**What this task involves**
Copy the data below exactly.

▼

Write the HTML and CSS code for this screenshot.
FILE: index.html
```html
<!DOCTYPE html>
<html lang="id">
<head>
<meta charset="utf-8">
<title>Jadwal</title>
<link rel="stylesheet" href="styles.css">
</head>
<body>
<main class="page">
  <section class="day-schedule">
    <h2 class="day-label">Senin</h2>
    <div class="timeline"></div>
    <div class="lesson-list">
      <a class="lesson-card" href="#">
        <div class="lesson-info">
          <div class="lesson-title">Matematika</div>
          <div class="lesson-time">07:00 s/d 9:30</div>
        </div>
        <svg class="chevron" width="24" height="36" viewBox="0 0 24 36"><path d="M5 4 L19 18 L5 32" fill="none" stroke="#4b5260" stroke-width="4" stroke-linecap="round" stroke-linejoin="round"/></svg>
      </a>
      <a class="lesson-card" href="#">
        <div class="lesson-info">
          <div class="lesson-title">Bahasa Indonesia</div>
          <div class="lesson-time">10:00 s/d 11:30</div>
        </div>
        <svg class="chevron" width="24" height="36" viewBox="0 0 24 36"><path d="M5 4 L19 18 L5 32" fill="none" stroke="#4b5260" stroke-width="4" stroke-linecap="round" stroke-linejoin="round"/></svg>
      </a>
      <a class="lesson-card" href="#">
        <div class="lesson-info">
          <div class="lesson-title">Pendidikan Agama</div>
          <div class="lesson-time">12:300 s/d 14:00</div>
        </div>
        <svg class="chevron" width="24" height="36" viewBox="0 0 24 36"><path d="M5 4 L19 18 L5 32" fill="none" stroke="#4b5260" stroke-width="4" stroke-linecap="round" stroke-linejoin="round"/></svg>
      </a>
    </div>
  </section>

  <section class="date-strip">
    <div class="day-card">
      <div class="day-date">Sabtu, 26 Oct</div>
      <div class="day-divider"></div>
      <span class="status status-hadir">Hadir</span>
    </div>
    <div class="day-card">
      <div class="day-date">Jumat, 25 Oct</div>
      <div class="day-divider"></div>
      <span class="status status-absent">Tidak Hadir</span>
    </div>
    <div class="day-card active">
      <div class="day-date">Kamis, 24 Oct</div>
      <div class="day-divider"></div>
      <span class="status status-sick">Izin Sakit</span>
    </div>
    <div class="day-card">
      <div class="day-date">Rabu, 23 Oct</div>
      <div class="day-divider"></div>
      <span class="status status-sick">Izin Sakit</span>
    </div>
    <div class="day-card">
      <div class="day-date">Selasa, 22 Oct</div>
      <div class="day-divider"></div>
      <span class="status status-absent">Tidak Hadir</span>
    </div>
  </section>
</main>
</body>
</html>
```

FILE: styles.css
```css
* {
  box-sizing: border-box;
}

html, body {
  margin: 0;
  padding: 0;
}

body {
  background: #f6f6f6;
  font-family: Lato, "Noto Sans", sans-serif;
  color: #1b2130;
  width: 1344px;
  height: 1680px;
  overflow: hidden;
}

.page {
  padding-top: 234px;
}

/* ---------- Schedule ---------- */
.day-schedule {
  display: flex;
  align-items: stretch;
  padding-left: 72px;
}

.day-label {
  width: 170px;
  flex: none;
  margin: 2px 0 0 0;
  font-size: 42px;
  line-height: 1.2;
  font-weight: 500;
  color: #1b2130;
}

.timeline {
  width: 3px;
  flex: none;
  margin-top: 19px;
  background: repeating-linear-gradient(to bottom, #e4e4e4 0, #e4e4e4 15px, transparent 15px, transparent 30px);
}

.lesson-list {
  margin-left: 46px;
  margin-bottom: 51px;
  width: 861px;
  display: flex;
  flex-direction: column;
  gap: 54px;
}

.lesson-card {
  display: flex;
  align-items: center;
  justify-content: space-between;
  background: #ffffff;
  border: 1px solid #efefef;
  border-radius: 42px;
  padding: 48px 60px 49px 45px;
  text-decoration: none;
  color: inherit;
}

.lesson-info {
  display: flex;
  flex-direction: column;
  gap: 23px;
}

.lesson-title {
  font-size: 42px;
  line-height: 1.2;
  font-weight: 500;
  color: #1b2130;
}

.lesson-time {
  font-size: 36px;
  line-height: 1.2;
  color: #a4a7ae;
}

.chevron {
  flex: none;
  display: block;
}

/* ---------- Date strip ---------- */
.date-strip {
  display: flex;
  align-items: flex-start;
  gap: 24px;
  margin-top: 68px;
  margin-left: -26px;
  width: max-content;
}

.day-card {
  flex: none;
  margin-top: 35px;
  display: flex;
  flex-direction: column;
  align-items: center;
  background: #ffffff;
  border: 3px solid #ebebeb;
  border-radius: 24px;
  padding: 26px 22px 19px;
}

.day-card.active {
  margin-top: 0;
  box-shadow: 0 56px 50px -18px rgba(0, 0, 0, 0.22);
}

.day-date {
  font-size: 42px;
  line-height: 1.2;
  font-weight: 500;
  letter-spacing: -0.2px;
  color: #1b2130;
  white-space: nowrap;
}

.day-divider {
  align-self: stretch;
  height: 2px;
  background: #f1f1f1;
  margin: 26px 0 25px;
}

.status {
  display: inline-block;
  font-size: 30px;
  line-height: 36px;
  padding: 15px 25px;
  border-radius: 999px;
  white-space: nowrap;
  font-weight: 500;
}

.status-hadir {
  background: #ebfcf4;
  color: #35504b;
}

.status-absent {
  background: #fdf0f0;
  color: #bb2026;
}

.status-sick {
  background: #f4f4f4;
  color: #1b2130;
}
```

▲

**Task response**
Write the HTML and CSS code for this screenshot.
FILE: index.html
```html
<!DOCTYPE html>
<html lang="id">
<head>
<meta charset="utf-8">
<title>Jadwal</title>
<link rel="stylesheet" href="styles.css">
</head>
<body>
<main class="page">
  <section class="day-schedule">
    <h2 class="day-label">Senin</h2>
    <div class="timeline"></div>
    <div class="lesson-list">
      <a class="lesson-card" href="#">
        <div class="lesson-info">
          <div class="lesson-title">Matematika</div>
          <div class="lesson-time">07:00 s/d 9:30</div>
        </div>
        <svg class="chevron" width="24" height="36" viewBox="0 0 24 36"><path d="M5 4 L19 18 L5 32" fill="none" stroke="#4b5260" stroke-width="4" stroke-linecap="round" stroke-linejoin="round"/></svg>
      </a>
      <a class="lesson-card" href="#">
        <div class="lesson-info">
          <div class="lesson-title">Bahasa Indonesia</div>
          <div class="lesson-time">10:00 s/d 11:30</div>
        </div>
        <svg class="chevron" width="24" height="36" viewBox="0 0 24 36"><path d="M5 4 L19 18 L5 32" fill="none" stroke="#4b5260" stroke-width="4" stroke-linecap="round" stroke-linejoin="round"/></svg>
      </a>
      <a class="lesson-card" href="#">
        <div class="lesson-info">
          <div class="lesson-title">Pendidikan Agama</div>
          <div class="lesson-time">12:300 s/d 14:00</div>
        </div>
        <svg class="chevron" width="24" height="36" viewBox="0 0 24 36"><path d="M5 4 L19 18 L5 32" fill="none" stroke="#4b5260" stroke-width="4" stroke-linecap="round" stroke-linejoin="round"/></svg>
      </a>
    </div>
  </section>

  <section class="date-strip">
    <div class="day-card">
      <div class="day-date">Sabtu, 26 Oct</div>
      <div class="day-divider"></div>
      <span class="status status-hadir">Hadir</span>
    </div>
    <div class="day-card">
      <div class="day-date">Jumat, 25 Oct</div>
      <div class="day-divider"></div>
      <span class="status status-absent">Tidak Hadir</span>
    </div>
    <div class="day-card active">
      <div class="day-date">Kamis, 24 Oct</div>
      <div class="day-divider"></div>
      <span class="status status-sick">Izin Sakit</span>
    </div>
    <div class="day-card">
      <div class="day-date">Rabu, 23 Oct</div>
      <div class="day-divider"></div>
      <span class="status status-sick">Izin Sakit</span>
    </div>
    <div class="day-card">
      <div class="day-date">Selasa, 22 Oct</div>
      <div class="day-divider"></div>
      <span class="status status-absent">Tidak Hadir</span>
    </div>
  </section>
</main>
</body>
</html>
```

FILE: styles.css
```css
* {
  box-sizing: border-box;
}

html, body {
  margin: 0;
  padding: 0;
}

body {
  background: #f6f6f6;
  font-family: Lato, "Noto Sans", sans-serif;
  color: #1b2130;
  width: 1344px;
  height: 1680px;
  overflow: hidden;
}

.page {
  padding-top: 234px;
}

/* ---------- Schedule ---------- */
.day-schedule {
  display: flex;
  align-items: stretch;
  padding-left: 72px;
}

.day-label {
  width: 170px;
  flex: none;
  margin: 2px 0 0 0;
  font-size: 42px;
  line-height: 1.2;
  font-weight: 500;
  color: #1b2130;
}

.timeline {
  width: 3px;
  flex: none;
  margin-top: 19px;
  background: repeating-linear-gradient(to bottom, #e4e4e4 0, #e4e4e4 15px, transparent 15px, transparent 30px);
}

.lesson-list {
  margin-left: 46px;
  margin-bottom: 51px;
  width: 861px;
  display: flex;
  flex-direction: column;
  gap: 54px;
}

.lesson-card {
  display: flex;
  align-items: center;
  justify-content: space-between;
  background: #ffffff;
  border: 1px solid #efefef;
  border-radius: 42px;
  padding: 48px 60px 49px 45px;
  text-decoration: none;
  color: inherit;
}

.lesson-info {
  display: flex;
  flex-direction: column;
  gap: 23px;
}

.lesson-title {
  font-size: 42px;
  line-height: 1.2;
  font-weight: 500;
  color: #1b2130;
}

.lesson-time {
  font-size: 36px;
  line-height: 1.2;
  color: #a4a7ae;
}

.chevron {
  flex: none;
  display: block;
}

/* ---------- Date strip ---------- */
.date-strip {
  display: flex;
  align-items: flex-start;
  gap: 24px;
  margin-top: 68px;
  margin-left: -26px;
  width: max-content;
}

.day-card {
  flex: none;
  margin-top: 35px;
  display: flex;
  flex-direction: column;
  align-items: center;
  background: #ffffff;
  border: 3px solid #ebebeb;
  border-radius: 24px;
  padding: 26px 22px 19px;
}

.day-card.active {
  margin-top: 0;
  box-shadow: 0 56px 50px -18px rgba(0, 0, 0, 0.22);
}

.day-date {
  font-size: 42px;
  line-height: 1.2;
  font-weight: 500;
  letter-spacing: -0.2px;
  color: #1b2130;
  white-space: nowrap;
}

.day-divider {
  align-self: stretch;
  height: 2px;
  background: #f1f1f1;
  margin: 26px 0 25px;
}

.status {
  display: inline-block;
  font-size: 30px;
  line-height: 36px;
  padding: 15px 25px;
  border-radius: 999px;
  white-space: nowrap;
  font-weight: 500;
}

.status-hadir {
  background: #ebfcf4;
  color: #35504b;
}

.status-absent {
  background: #fdf0f0;
  color: #bb2026;
}

.status-sick {
  background: #f4f4f4;
  color: #1b2130;
}
```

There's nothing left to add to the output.